Quand Statistique Canada a publié l’Indice des prix à la consommation de juillet, qui affiche son niveau le plus élevé depuis 10 ans, à 3,7 %, la question de l’inflation a brièvement dominé l’actualité de la campagne. Interrogé sur la possibilité de permettre à la Banque du Canada de tolérer un taux d’inflation plus élevé que sa cible de 2 %, le premier ministre Justin Trudeau a répondu qu’il ne s’intéressait pas à la politique monétaire, ce qui en a fait sourciller plus d’un.

C’est vrai que ce n’est pas le rôle du gouvernement de contrôler l’inflation, mais celui de la Banque du Canada, réitère Yves St-Maurice. Selon lui, la plupart des électeurs comprennent ça. « Il y a une séparation des pouvoirs », souligne-t-il.

Stephen Gordon, pour sa part, aimerait qu’on discute davantage d’inflation pendant cette campagne électorale, alors que le mandat actuel de la Banque du Canada tire à sa fin et doit être renouvelé avant la fin de l’année.

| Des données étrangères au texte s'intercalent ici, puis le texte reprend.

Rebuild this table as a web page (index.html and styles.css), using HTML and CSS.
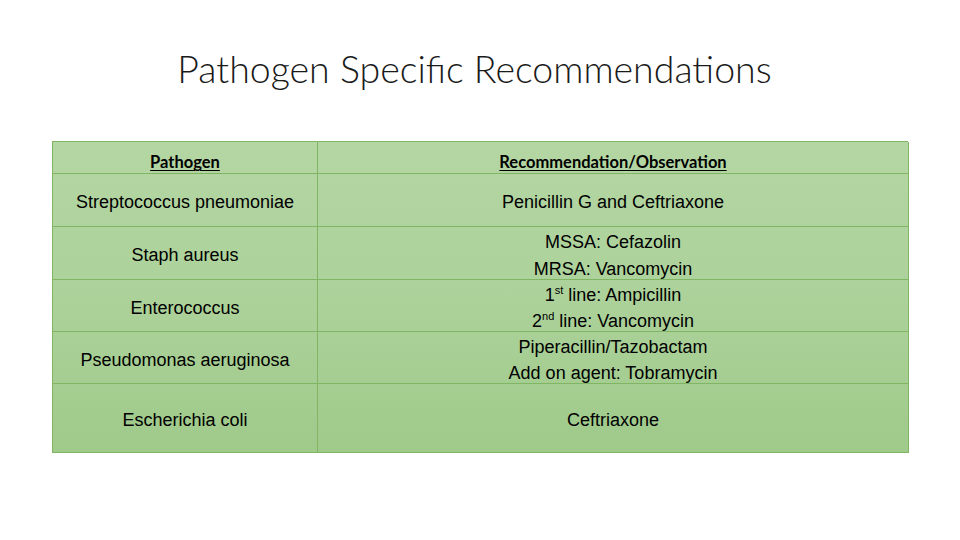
FILE: index.html
```html
<!DOCTYPE html>
<html>
<head>
<meta charset="utf-8">
<link rel="stylesheet" href="styles.css">
</head>
<body>
<div class="slide">
  <h1 class="title">Pathogen Specific Recommendations</h1>
  <div class="grid">
    <div class="cell head"><span class="ul">Pathogen</span></div>
    <div class="cell head"><span class="ul">Recommendation/Observation</span></div>
    <div class="cell">Streptococcus pneumoniae</div>
    <div class="cell">Penicillin G and Ceftriaxone</div>
    <div class="cell">Staph aureus</div>
    <div class="cell"><div>MSSA: Cefazolin<br>MRSA: Vancomycin</div></div>
    <div class="cell">Enterococcus</div>
    <div class="cell"><div>1<sup>st</sup> line: Ampicillin<br>2<sup>nd</sup> line: Vancomycin</div></div>
    <div class="cell">Pseudomonas aeruginosa</div>
    <div class="cell"><div>Piperacillin/Tazobactam<br>Add on agent: Tobramycin</div></div>
    <div class="cell">Escherichia coli</div>
    <div class="cell">Ceftriaxone</div>
  </div>
</div>
</body>
</html>
```
FILE: styles.css
```css
html, body { margin: 0; padding: 0; background: #fff; }
.slide { width: 960px; height: 540px; overflow: hidden; }
.title {
  margin: 0;
  padding-top: 46px;
  height: 141px;
  box-sizing: border-box;
  font-family: "Lato", "Open Sans", sans-serif;
  font-weight: 300;
  font-size: 37.5px;
  line-height: 46px;
  color: #1a1a1a;
  text-align: center;
  padding-right: 11px;
}
.grid {
  margin-left: 52px;
  width: 856px;
  box-sizing: border-box;
  display: grid;
  grid-template-columns: 265px 591px;
  grid-template-rows: 32px 53px 53px 52px 52px 69px;
  border-top: 1px solid #80b563;
  border-left: 1px solid #80b563;
  background: linear-gradient(to bottom, #b4d6a3 0%, #abd199 55%, #9fca8a 100%);
  font-family: "Liberation Sans", Arial, sans-serif;
  font-size: 18px;
  color: #000;
}
.cell {
  box-sizing: border-box;
  border-right: 1px solid #80b563;
  border-bottom: 1px solid #80b563;
  display: flex;
  align-items: center;
  justify-content: center;
  text-align: center;
  line-height: 26.5px;
  padding-top: 5px;
  overflow: visible;
}
.cell.head {
  font-family: "Lato", "Open Sans", sans-serif;
  font-weight: 700;
  font-size: 16.5px;
  padding-top: 10px;
}
.ul { text-decoration: underline; text-decoration-thickness: 1px; text-underline-offset: 2px; }
sup { font-size: 11px; line-height: 0; vertical-align: 7px; }
```
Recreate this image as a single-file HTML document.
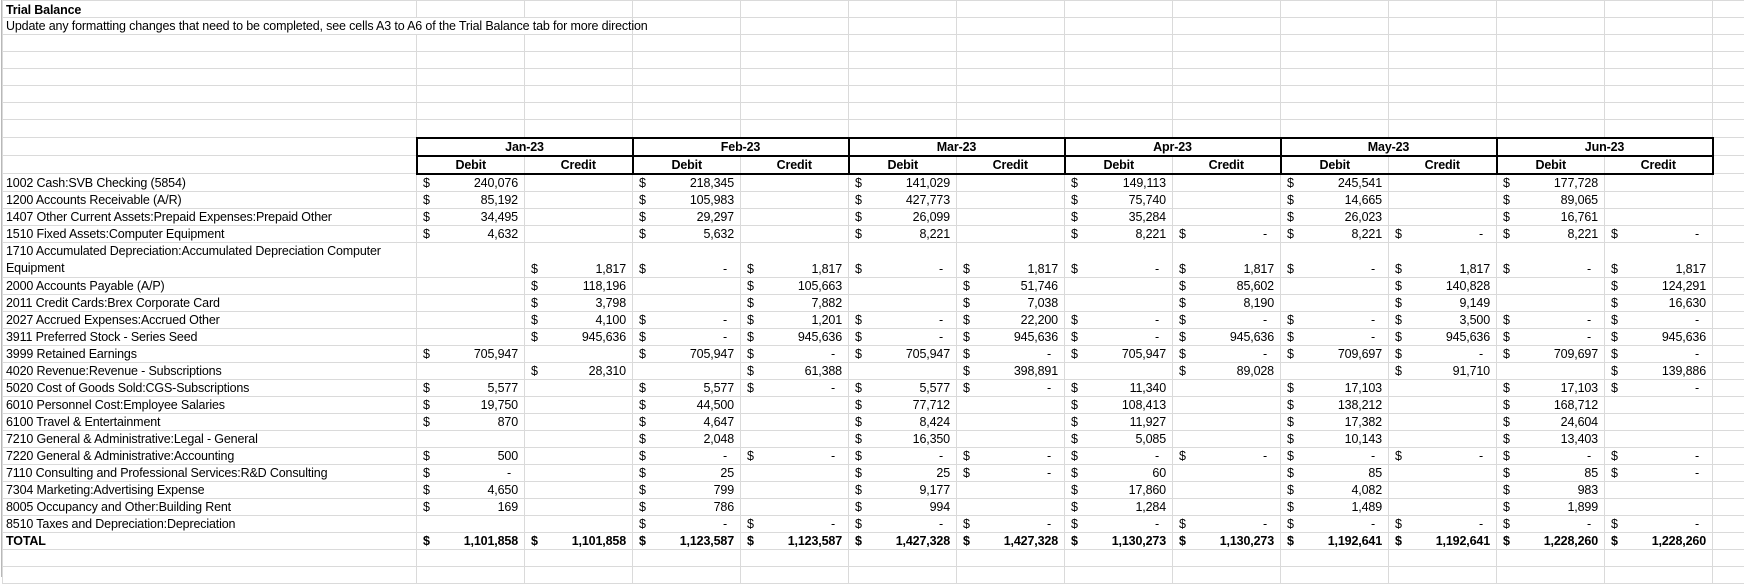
<!DOCTYPE html>
<html><head><meta charset="utf-8"><style>
html,body{margin:0;padding:0;background:#fff;width:1744px;height:577px;overflow:hidden}
table{position:absolute;left:2px;top:0;border-collapse:collapse;table-layout:fixed;width:1742px;font-family:"Liberation Sans",Arial,sans-serif;font-size:12.5px;letter-spacing:-0.15px;color:#000}
td{border:1px solid #dadada;padding:0 6px 0 0;height:16px;line-height:16px;text-align:right;white-space:nowrap;overflow:visible;vertical-align:bottom}
td.a{text-align:left;padding-left:3px;overflow:visible}
i{float:left;font-style:normal;padding-left:6px}
s{text-decoration:none;padding-right:7px}
tr.h td{text-align:center;font-weight:bold;padding:0}
.m{border:2px solid #000}
.dl{border-left:2px solid #000;border-bottom:2px solid #000}
.cr{border-right:2px solid #000;border-bottom:2px solid #000}
tr.t td{font-weight:bold}
tr.t td.x{border-top:1px solid #000}
#lb{position:absolute;left:1px;top:0;width:1px;height:577px;background:#b8b8b8}
</style></head><body>
<div id="lb"></div>
<table>
<colgroup><col style="width:414px"><col style="width:108px"><col style="width:108px"><col style="width:108px"><col style="width:108px"><col style="width:108px"><col style="width:108px"><col style="width:108px"><col style="width:108px"><col style="width:108px"><col style="width:108px"><col style="width:108px"><col style="width:108px"><col style="width:32px"></colgroup>
<tr><td class="a" style="height:13px;line-height:13px;font-weight:bold">Trial Balance</td><td></td><td></td><td></td><td></td><td></td><td></td><td></td><td></td><td></td><td></td><td></td><td></td><td></td></tr>
<tr><td class="a" colspan="3">Update any formatting changes that need to be completed, see cells A3 to A6 of the Trial Balance tab for more direction</td><td></td><td></td><td></td><td></td><td></td><td></td><td></td><td></td><td></td><td></td><td></td></tr>
<tr><td></td><td></td><td></td><td></td><td></td><td></td><td></td><td></td><td></td><td></td><td></td><td></td><td></td><td></td></tr>
<tr><td></td><td></td><td></td><td></td><td></td><td></td><td></td><td></td><td></td><td></td><td></td><td></td><td></td><td></td></tr>
<tr><td></td><td></td><td></td><td></td><td></td><td></td><td></td><td></td><td></td><td></td><td></td><td></td><td></td><td></td></tr>
<tr><td></td><td></td><td></td><td></td><td></td><td></td><td></td><td></td><td></td><td></td><td></td><td></td><td></td><td></td></tr>
<tr><td></td><td></td><td></td><td></td><td></td><td></td><td></td><td></td><td></td><td></td><td></td><td></td><td></td><td></td></tr>
<tr><td style="height:17px"></td><td></td><td></td><td></td><td></td><td></td><td></td><td></td><td></td><td></td><td></td><td></td><td></td><td></td></tr>
<tr class="h"><td style="height:15px"></td><td class="m" colspan="2">Jan-23</td><td class="m" colspan="2">Feb-23</td><td class="m" colspan="2">Mar-23</td><td class="m" colspan="2">Apr-23</td><td class="m" colspan="2">May-23</td><td class="m" colspan="2">Jun-23</td><td></td></tr>
<tr class="h"><td style="height:15px"></td><td class="dl">Debit</td><td class="cr">Credit</td><td class="dl">Debit</td><td class="cr">Credit</td><td class="dl">Debit</td><td class="cr">Credit</td><td class="dl">Debit</td><td class="cr">Credit</td><td class="dl">Debit</td><td class="cr">Credit</td><td class="dl">Debit</td><td class="cr">Credit</td><td></td></tr>
<tr><td class="a">1002 Cash:SVB Checking (5854)</td><td><i>$</i>240,076</td><td></td><td><i>$</i>218,345</td><td></td><td><i>$</i>141,029</td><td></td><td><i>$</i>149,113</td><td></td><td><i>$</i>245,541</td><td></td><td><i>$</i>177,728</td><td></td><td></td></tr>
<tr><td class="a">1200 Accounts Receivable (A/R)</td><td><i>$</i>85,192</td><td></td><td><i>$</i>105,983</td><td></td><td><i>$</i>427,773</td><td></td><td><i>$</i>75,740</td><td></td><td><i>$</i>14,665</td><td></td><td><i>$</i>89,065</td><td></td><td></td></tr>
<tr><td class="a">1407 Other Current Assets:Prepaid Expenses:Prepaid Other</td><td><i>$</i>34,495</td><td></td><td><i>$</i>29,297</td><td></td><td><i>$</i>26,099</td><td></td><td><i>$</i>35,284</td><td></td><td><i>$</i>26,023</td><td></td><td><i>$</i>16,761</td><td></td><td></td></tr>
<tr><td class="a">1510 Fixed Assets:Computer Equipment</td><td><i>$</i>4,632</td><td></td><td><i>$</i>5,632</td><td></td><td><i>$</i>8,221</td><td></td><td><i>$</i>8,221</td><td><i>$</i><s>-</s></td><td><i>$</i>8,221</td><td><i>$</i><s>-</s></td><td><i>$</i>8,221</td><td><i>$</i><s>-</s></td><td></td></tr>
<tr><td class="a" style="height:33px;white-space:normal;line-height:17px">1710 Accumulated Depreciation:Accumulated Depreciation Computer Equipment</td><td></td><td><i>$</i>1,817</td><td><i>$</i><s>-</s></td><td><i>$</i>1,817</td><td><i>$</i><s>-</s></td><td><i>$</i>1,817</td><td><i>$</i><s>-</s></td><td><i>$</i>1,817</td><td><i>$</i><s>-</s></td><td><i>$</i>1,817</td><td><i>$</i><s>-</s></td><td><i>$</i>1,817</td><td></td></tr>
<tr><td class="a">2000 Accounts Payable (A/P)</td><td></td><td><i>$</i>118,196</td><td></td><td><i>$</i>105,663</td><td></td><td><i>$</i>51,746</td><td></td><td><i>$</i>85,602</td><td></td><td><i>$</i>140,828</td><td></td><td><i>$</i>124,291</td><td></td></tr>
<tr><td class="a">2011 Credit Cards:Brex Corporate Card</td><td></td><td><i>$</i>3,798</td><td></td><td><i>$</i>7,882</td><td></td><td><i>$</i>7,038</td><td></td><td><i>$</i>8,190</td><td></td><td><i>$</i>9,149</td><td></td><td><i>$</i>16,630</td><td></td></tr>
<tr><td class="a">2027 Accrued Expenses:Accrued Other</td><td></td><td><i>$</i>4,100</td><td><i>$</i><s>-</s></td><td><i>$</i>1,201</td><td><i>$</i><s>-</s></td><td><i>$</i>22,200</td><td><i>$</i><s>-</s></td><td><i>$</i><s>-</s></td><td><i>$</i><s>-</s></td><td><i>$</i>3,500</td><td><i>$</i><s>-</s></td><td><i>$</i><s>-</s></td><td></td></tr>
<tr><td class="a">3911 Preferred Stock - Series Seed</td><td></td><td><i>$</i>945,636</td><td><i>$</i><s>-</s></td><td><i>$</i>945,636</td><td><i>$</i><s>-</s></td><td><i>$</i>945,636</td><td><i>$</i><s>-</s></td><td><i>$</i>945,636</td><td><i>$</i><s>-</s></td><td><i>$</i>945,636</td><td><i>$</i><s>-</s></td><td><i>$</i>945,636</td><td></td></tr>
<tr><td class="a">3999 Retained Earnings</td><td><i>$</i>705,947</td><td></td><td><i>$</i>705,947</td><td><i>$</i><s>-</s></td><td><i>$</i>705,947</td><td><i>$</i><s>-</s></td><td><i>$</i>705,947</td><td><i>$</i><s>-</s></td><td><i>$</i>709,697</td><td><i>$</i><s>-</s></td><td><i>$</i>709,697</td><td><i>$</i><s>-</s></td><td></td></tr>
<tr><td class="a">4020 Revenue:Revenue - Subscriptions</td><td></td><td><i>$</i>28,310</td><td></td><td><i>$</i>61,388</td><td></td><td><i>$</i>398,891</td><td></td><td><i>$</i>89,028</td><td></td><td><i>$</i>91,710</td><td></td><td><i>$</i>139,886</td><td></td></tr>
<tr><td class="a">5020 Cost of Goods Sold:CGS-Subscriptions</td><td><i>$</i>5,577</td><td></td><td><i>$</i>5,577</td><td><i>$</i><s>-</s></td><td><i>$</i>5,577</td><td><i>$</i><s>-</s></td><td><i>$</i>11,340</td><td></td><td><i>$</i>17,103</td><td></td><td><i>$</i>17,103</td><td><i>$</i><s>-</s></td><td></td></tr>
<tr><td class="a">6010 Personnel Cost:Employee Salaries</td><td><i>$</i>19,750</td><td></td><td><i>$</i>44,500</td><td></td><td><i>$</i>77,712</td><td></td><td><i>$</i>108,413</td><td></td><td><i>$</i>138,212</td><td></td><td><i>$</i>168,712</td><td></td><td></td></tr>
<tr><td class="a">6100 Travel &amp; Entertainment</td><td><i>$</i>870</td><td></td><td><i>$</i>4,647</td><td></td><td><i>$</i>8,424</td><td></td><td><i>$</i>11,927</td><td></td><td><i>$</i>17,382</td><td></td><td><i>$</i>24,604</td><td></td><td></td></tr>
<tr><td class="a">7210 General &amp; Administrative:Legal - General</td><td></td><td></td><td><i>$</i>2,048</td><td></td><td><i>$</i>16,350</td><td></td><td><i>$</i>5,085</td><td></td><td><i>$</i>10,143</td><td></td><td><i>$</i>13,403</td><td></td><td></td></tr>
<tr><td class="a">7220 General &amp; Administrative:Accounting</td><td><i>$</i>500</td><td></td><td><i>$</i><s>-</s></td><td><i>$</i><s>-</s></td><td><i>$</i><s>-</s></td><td><i>$</i><s>-</s></td><td><i>$</i><s>-</s></td><td><i>$</i><s>-</s></td><td><i>$</i><s>-</s></td><td><i>$</i><s>-</s></td><td><i>$</i><s>-</s></td><td><i>$</i><s>-</s></td><td></td></tr>
<tr><td class="a">7110 Consulting and Professional Services:R&amp;D Consulting</td><td><i>$</i><s>-</s></td><td></td><td><i>$</i>25</td><td></td><td><i>$</i>25</td><td><i>$</i><s>-</s></td><td><i>$</i>60</td><td></td><td><i>$</i>85</td><td></td><td><i>$</i>85</td><td><i>$</i><s>-</s></td><td></td></tr>
<tr><td class="a">7304 Marketing:Advertising Expense</td><td><i>$</i>4,650</td><td></td><td><i>$</i>799</td><td></td><td><i>$</i>9,177</td><td></td><td><i>$</i>17,860</td><td></td><td><i>$</i>4,082</td><td></td><td><i>$</i>983</td><td></td><td></td></tr>
<tr><td class="a">8005 Occupancy and Other:Building Rent</td><td><i>$</i>169</td><td></td><td><i>$</i>786</td><td></td><td><i>$</i>994</td><td></td><td><i>$</i>1,284</td><td></td><td><i>$</i>1,489</td><td></td><td><i>$</i>1,899</td><td></td><td></td></tr>
<tr><td class="a">8510 Taxes and Depreciation:Depreciation</td><td></td><td></td><td><i>$</i><s>-</s></td><td><i>$</i><s>-</s></td><td><i>$</i><s>-</s></td><td><i>$</i><s>-</s></td><td><i>$</i><s>-</s></td><td><i>$</i><s>-</s></td><td><i>$</i><s>-</s></td><td><i>$</i><s>-</s></td><td><i>$</i><s>-</s></td><td><i>$</i><s>-</s></td><td></td></tr>
<tr class="t"><td class="a">TOTAL</td><td class="x"><i>$</i>1,101,858</td><td class="x"><i>$</i>1,101,858</td><td class="x"><i>$</i>1,123,587</td><td class="x"><i>$</i>1,123,587</td><td class="x"><i>$</i>1,427,328</td><td class="x"><i>$</i>1,427,328</td><td class="x"><i>$</i>1,130,273</td><td class="x"><i>$</i>1,130,273</td><td class="x"><i>$</i>1,192,641</td><td class="x"><i>$</i>1,192,641</td><td class="x"><i>$</i>1,228,260</td><td class="x"><i>$</i>1,228,260</td><td></td></tr>
<tr><td></td><td></td><td></td><td></td><td></td><td></td><td></td><td></td><td></td><td></td><td></td><td></td><td></td><td></td></tr>
<tr><td></td><td></td><td></td><td></td><td></td><td></td><td></td><td></td><td></td><td></td><td></td><td></td><td></td><td></td></tr>
</table>
</body></html>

« Il faut réfléchir un peu là-dessus, même si c’est seulement une fois par cinq ans, estime-t-il. Tout le monde comprend ce qu’est l’inflation et pourquoi c’est une mauvaise chose. »

La Banque du Canada mène la politique monétaire de façon indépendante, mais son mandat d’une durée de cinq ans est établi en consultation avec le gouvernement fédéral.

Le renouvellement du mandat de la Banque du Canada sera une des premières décisions importantes du prochain gouvernement.

2 %

Depuis 30 ans, le maintien d’un taux d’inflation stable guide la politique monétaire de la Banque du Canada, qui cible une augmentation de l’Indice des prix à la consommation entre 1 % et 3 %.